Improve Wi-Fi conditions: Move closer to the access point, switch to a cleaner channel, prefer 5 GHz or 6 GHz when available, and reduce interference from nearby devices. In larger spaces, place mesh nodes carefully and avoid weak wireless backhaul links.

Choose a better test server and test time: Run tests during off-peak hours and compare multiple nearby servers. This helps separate local bottlenecks from temporary ISP congestion or remote server load.

When combining connections helps, and when it does not

Combining internet connections is useful when you need more resilience, more total capacity across multiple devices, or a controlled way to improve aggregate throughput. It helps less when the goal is to speed up a single stream that cannot be split, such as one download session, one video call, or one test that uses only one connection path.

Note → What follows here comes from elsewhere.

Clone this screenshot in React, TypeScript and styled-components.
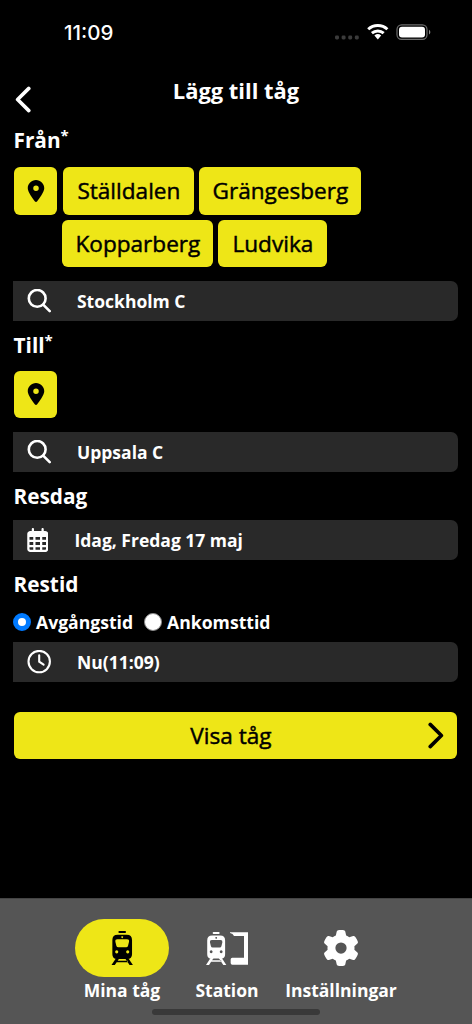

If your use case depends on a single heavy flow, the quality of the router, modem, and bonding method matters more than the raw number of links. That is why an apparently good combined setup can still fail to deliver the speed you expected.

Practical checklist before you call the ISP

  • Test one connection at a time, then the combined setup.
  • Run the test over Ethernet, not Wi-Fi.
  • Use at least two different speed test servers.
  • Check router CPU load, modem status, and cable quality.
  • Confirm whether your bonding mode supports one-stream aggregation.
  • Compare download, upload, and latency, not just one number.

When the wired baseline is poor on all servers, the issue is more likely with the ISP line, the modem, or the handoff. When only Wi-Fi is poor, the fix is usually local. A careful sequence of tests is faster than changing hardware blindly.

Bottom line: a combined internet connection speed test can underperform for several different reasons, and the fastest way to fix it is to isolate whether the limit comes from the ISP, the router, the modem, Wi-Fi, or the bonding method itself.